L’art du détail – Geof Darrow en 10 Planches
Geof Darrow transcende le dessinateur américain classique par l’influence européenne qui émane de ses oeuvres. Evidemment nous pensons à Moebius avec cette célèbre collaboration dans un livre d’illustration appelé La Cité Feu. Ajouté à ça l’influence de films Kung Fu, de monstres, de Western, une dose de sensibilité à la Hergé et peut être que vous pourrez trouver la voie de Geof Darrow. Un artiste essentiel tant son talent est précis et précieux. Le mélange parfait entre tradition et modernité. Une méticulosité qui épuisera votre oeil de passionné. Sans plus attendre, voici Geof Darrow en 10 planches.
10. Bourbon Thret – Comics & Stories (1996)

Pas de répit pour Bourbon Thret ! Qu’il soit en mission pour le Saint Ordre ou qu’il s’oppose au monopole de Coca-Cola, Bourbon fonce dans le tas. Sur la terre, sur mer ou aux confins de la galaxie, Bourbon ne se repose jamais…si ce n’est pour une pizza ou pour le dernier film de Russ Meyer. Ce bizarroïde individu est le héros du premier album de Geof Darrow, qui, au fil de deux histoires à haute densité, distille son inimitable cocktail de minutieuse loufoquerie.
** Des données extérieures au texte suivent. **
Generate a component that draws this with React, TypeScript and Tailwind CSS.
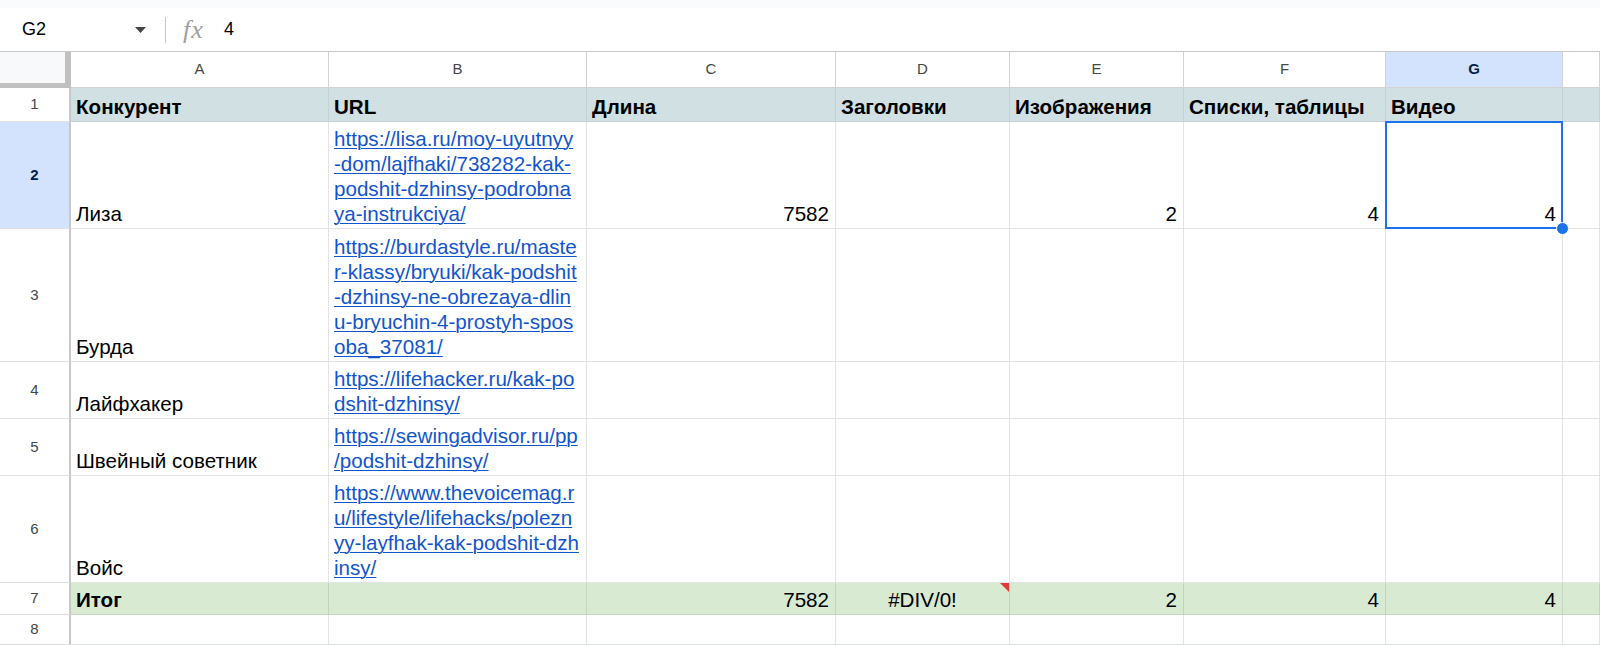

Une oeuvre graphique qui ne s’encombre que de peu de textes. On retrouve évidemment les thèmes chers à l’auteur, le monde animal incorporé dans un univers futuriste. Il y aura aussi les fameux hommages sous forme de clin d’oeil (Tintin, les Schtroumpfs, Astro le petit Robot et tant d’autres…). Un petit joufflu muet à l’allure improbable s’applique à être chasseur de prime et sème la destruction sur son passage. Un personnage attachant et qui donnera à l’auteur toute la latitude d’exploiter son coté maniaco délirant.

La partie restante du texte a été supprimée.